National Girl Scouts Cookie Weekend is coming

National Girl Scout Cookie Weekend is Friday, February 27 - Sunday, March 1
 
Celebrates the Positive Impact Girls Make on Their Communities Through the Girl Scout Cookie Program
 
(Boston, Mass.)
– Girl Scouts of Eastern Massachusetts (GSEM) invites you to join a nationwide celebration of an icon of American culture - the Girl Scout Cookie – during National Girl Scout Cookie Weekend, Friday, February 27 - Sunday, March 1. As many as 28,000 Girl Scouts throughout our 178 communities could be hosting booth sales, selling all your favorite cookie varieties. It's easy to join the celebration and support girls in your community. To find Girl Scouts selling cookies, visit hergirlscouts.org, click on the Cookie Locator and enter your zip code.
 
For 98 years, with the enthusiastic support of their families, Girl Scouts have embraced the annual cookie program as an integral part of their leadership experience. From the first cookies sold to their current popularity, Girl Scout Cookies have helped girls have fun, develop “5 skills” they need to be leaders in business, manage their personal and family finances, and make their communities a better place. The essential "5 skills" girls learn through the cookie program are goal setting, decision making, money management, people skills, and business ethics.
 
“During National Girl Scout Cookie Weekend, Girl Scouts all across the country learn essential business skills as part of the largest girl-led business in the world,” explains Patricia A. Parcellin, Chief Executive Officer of Girl Scouts of Eastern Massachusetts. “And what's wonderful is that girls earn individual incentives based on their sales, such as credits towards summer camp, and decide together how their troop cookie money is spent.”
 
This year, approximately 200 million packages of Girl Scout cookies will be sold nationwide. The top sellers are Thin Mints, which account for 25 percent of total sales, followed by Caramel deLites at 19 percent, Peanut Butter Patties at 13 percent, Peanut Butter Sandwich at 11 percent and Shortbread at 9 percent.
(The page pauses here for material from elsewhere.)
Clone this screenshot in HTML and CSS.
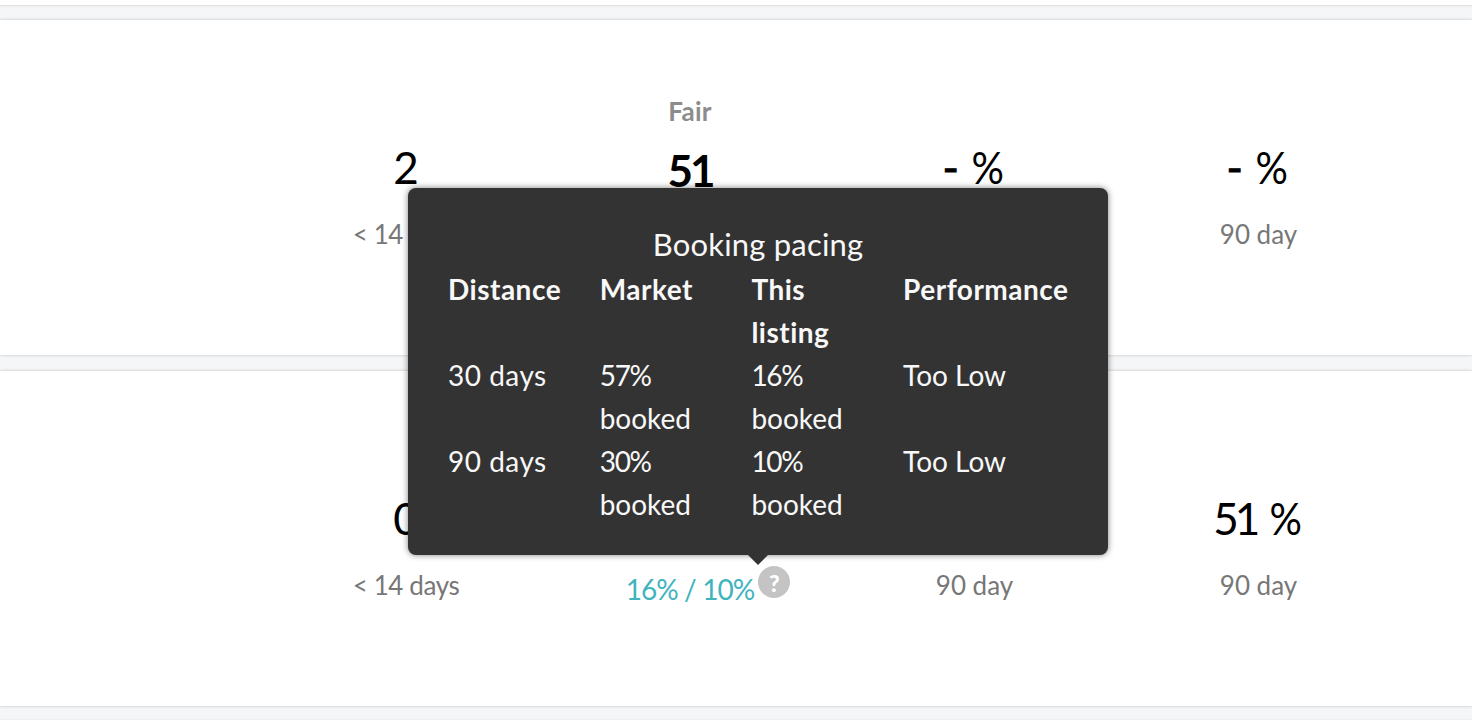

The other varieties, combined, including a new gluten free option called Trios (peanut butter and chocolate chips nestled within certified gluten free oatmeal goodness), account for the remaining 23 percent.
 
The sale of cookies as a way to finance troop activities began in Oklahoma in 1917, five years after Juliette Gordon Low started Girl Scouting in the United States. They got their start in the home kitchens of girl members, with moms volunteering as technical advisers.
 
In the 1920s and 1930s, Girl Scouts in different parts of the country baked their own simple sugar cookies with their mothers, packaged the cookies in wax paper bags, sealed them with a sticker, and sold them door to door. In 1935, Girl Scouts in New York raised money through the sale of commercially baked cookies in the shape of a trefoil, using the words “Girl Scout Cookies” on the box. In 1936, the national Girl Scout organization began the process to license the first commercial baker to produce cookies that would be sold nationwide by Girl Scouts.